Desse alinhamento surgiu um díptico e a possível resolução do problema. Mas só na aparência, observa o crítico Robert Morgan, pois, ao contrário do díptico renascentista, em que as figuras dos santos eram interdependentes, na série Yahweh “os dois painéis se unem para formar uma terceira voz”. A obra ganha, segundo Morgan, um “senso ativo de unicidade”, reiterando a singularidade do Deus do Antigo Testamento.

Aí entra Harold Bloom. Para ele, Javé é um deus violento, de poder incomensurável, que nada tem a ver com o deus do Novo Testamento, um profeta amoroso. Para Bloom, os dois não são feitos da mesma substância. Nesse sentido, segundo o crítico, o cristianismo teria se afastado da fé judaica ao retomar o politeísmo primitivo, fazendo com que Deus pai divida seu trono com o Filho e o Espírito Santo.

Também na série Estrutura, o problema formal não está totalmente desvinculado do teosófico, na medida em que a filosofia estética no neoplasticismo de Mondrian tinha suas raízes fincadas na experiência devocional do pintor holandês. Mondrian estava interessado em descobrir como a batida sincopada do boogie-woogie e suas relações com a improvisação jazzística transformavam a ordem natural da música.

Seduzido pelos luminosos publicitários, o movimento dos carros e pela grade ortogonal de Nova York, Mondrian trocou as linhas pretas e cinzas de suas obras holandesas mais antigas por faixas coloridas na pintura Broadway Boogie-Woogie. E Feingold, fascinado pelos princípios estéticos do neoplasticismo – em particular os mandamentos de que a simetria deve ser evitada e os elementos composicionais têm de eleger áreas retangulares – resolveu investigar por conta própria.

“A série Estrutura é um desdobramento de pinturas feitas no ano 2000, quando comecei a usar chassis de espessura diferenciada”, conta Feingold, cujo cromatismo ficou mais acentuado com essa série que presta tributo a Mondrian. “O neoplasticismo é uma fonte inesgotável do pensamento estético, especialmente quando o mundo está enfrentando questões como deslocamento e espaço”, justifica Feingold, cuja formação de arquiteto permite ao pintor que, a exemplo dos artistas do movimento De Stijl, pense a arte como uma questão não isolada da arquitetura e do design. “É uma bobagem alguém sugerir que escolas do passado estejam superadas quando vemos um Frank Gehry, por exemplo, recorrer aos princípios cubistas para projetar museus.”

Feingold, aos 60 anos, envereda por outra trilha não explorada, a fotografia, mas não sem vincular a série Homenagem ao Retângulo à pintura.

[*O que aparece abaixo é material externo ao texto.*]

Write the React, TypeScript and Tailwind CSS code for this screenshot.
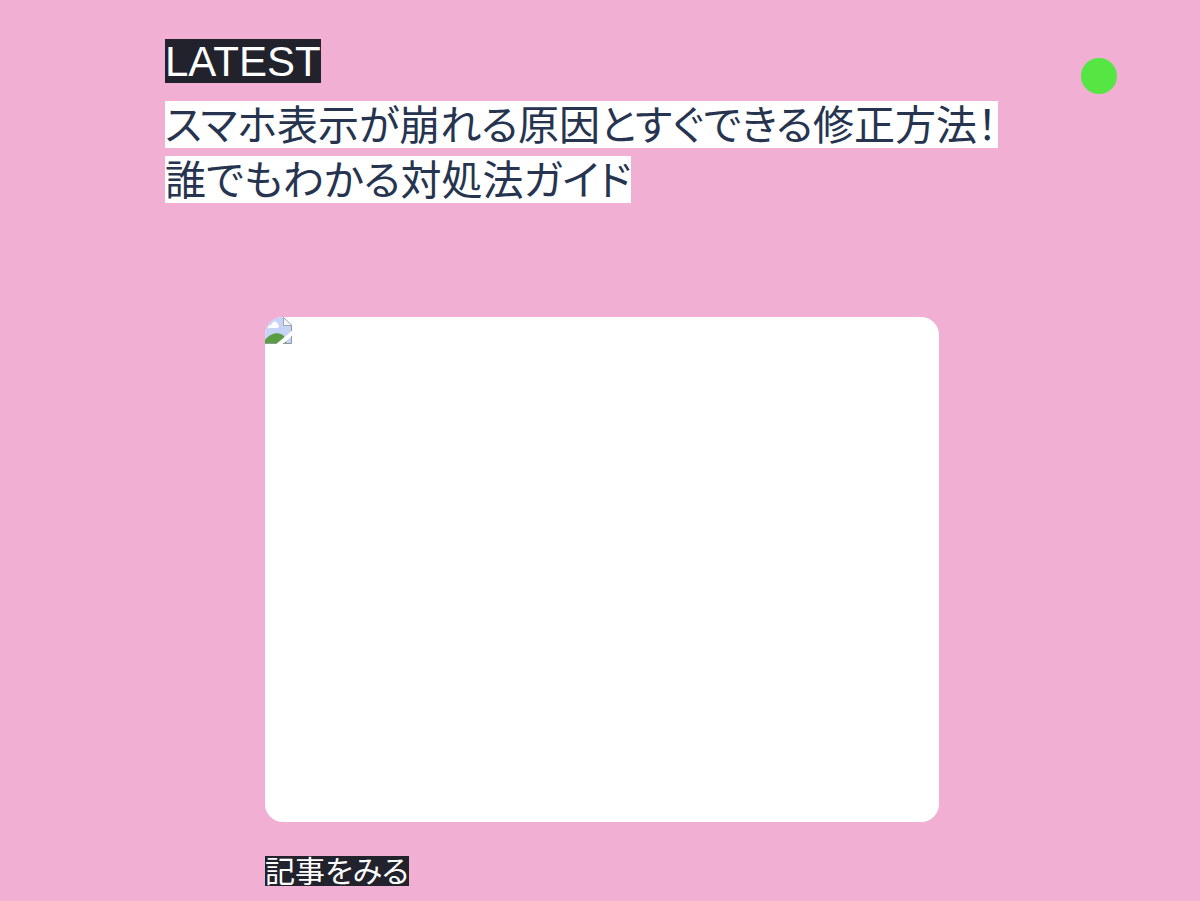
const titleLines = ['スマホ表示が崩れる原因とすぐできる修正方法！', '誰でもわかる対処法ガイド'];

function BrokenImageIcon() {
  return (
    <svg viewBox="0 0 28 28" className="block size-7" role="img" aria-label="画像を読み込めません">
      <path d="M0 0H19L27 9V27H0Z" fill="#c5d3f5" />
      <path d="M0 0H11Q4 4 0 11Z" fill="#e3e6f8" />
      <path d="M3 11C3 8 6 8 7 7C8 3 13 4 13 8C15 9 14 11 11 11H5C3 12 3 11 3 11Z" fill="#fff" />
      <path d="M0 27V23C5 16 14 14 19 19L22 27Z" fill="#5a9d43" />
      <path d="M28 13V18L18 27V28H10Z" fill="#fff" />
      <path d="M18.500 0.500V8.500H27Z" fill="#f7f7fc" stroke="#a3a5b3" />
      <path d="M26.500 9V14M26.500 19V26.500H18M11 26.500H0" fill="none" stroke="#8f98a3" />
    </svg>
  );
}

export default function App() {
  return (
    <div className="min-h-screen overflow-x-hidden bg-[#f0afd3] font-['Liberation_Sans','Noto_Sans_CJK_JP',sans-serif] text-[#26344f]">
      <main className="mx-auto w-full max-w-[870px] pt-[39px] pb-[15px]">
        <header>
          <p className="w-fit bg-[#22222d] pt-0.5 text-[42px] leading-[42px] text-white">LATEST</p>
          <h1 className="mt-[18px] flex flex-col items-start gap-2 font-['Noto_Sans_CJK_JP',sans-serif] text-[41px] leading-[43px] font-normal [font-feature-settings:'palt']">
            {titleLines.map((line) => (
              <span key={line} className="bg-white pb-1">{line}</span>
            ))}
          </h1>
        </header>
        <article className="mt-[114px] ml-[100px] max-w-[674px]">
          <div className="aspect-[674/505] overflow-hidden rounded-[18px] bg-white">
            <BrokenImageIcon />
          </div>
          <a
            href="#article"
            className="mt-[34px] block w-fit bg-[#22222d] pb-1 font-['Noto_Sans_CJK_JP',sans-serif] text-[30px] leading-[26px] text-white [font-feature-settings:'palt']"
          >
            記事をみる
          </a>
        </article>
      </main>
      <div className="pointer-events-none fixed top-[58px] right-[83px] size-9 rounded-full bg-[#55e644]" />
    </div>
  );
}
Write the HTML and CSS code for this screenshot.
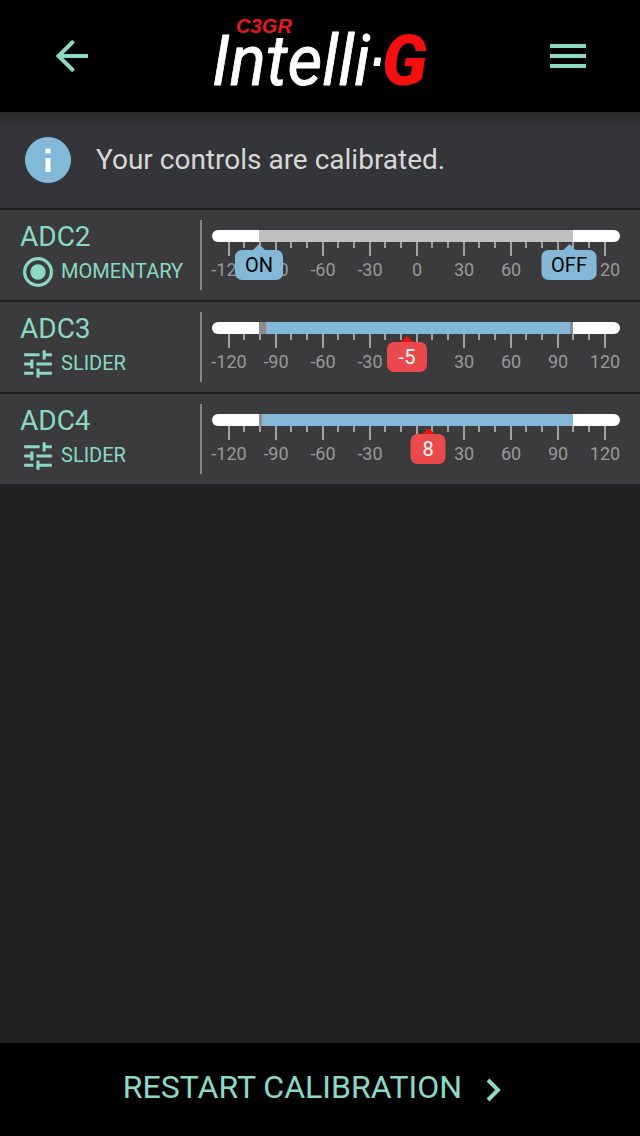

Suas fotos da série são abstrações geométricas feitas a partir de troncos de árvores secas do Jardin des Plantes em Paris, descritas por ele como uma maneira de reestruturar o espaço, contradizendo a situação arquitetônica. A natureza domada pelo homem, geometrizada pela poda dessas árvores, leva a uma situação que Albers explorou na pintura com a expansão da figura do quadrado. Aqui, Feingold prefere explorar a do retângulo. As informações são do jornal O Estado de S. Paulo.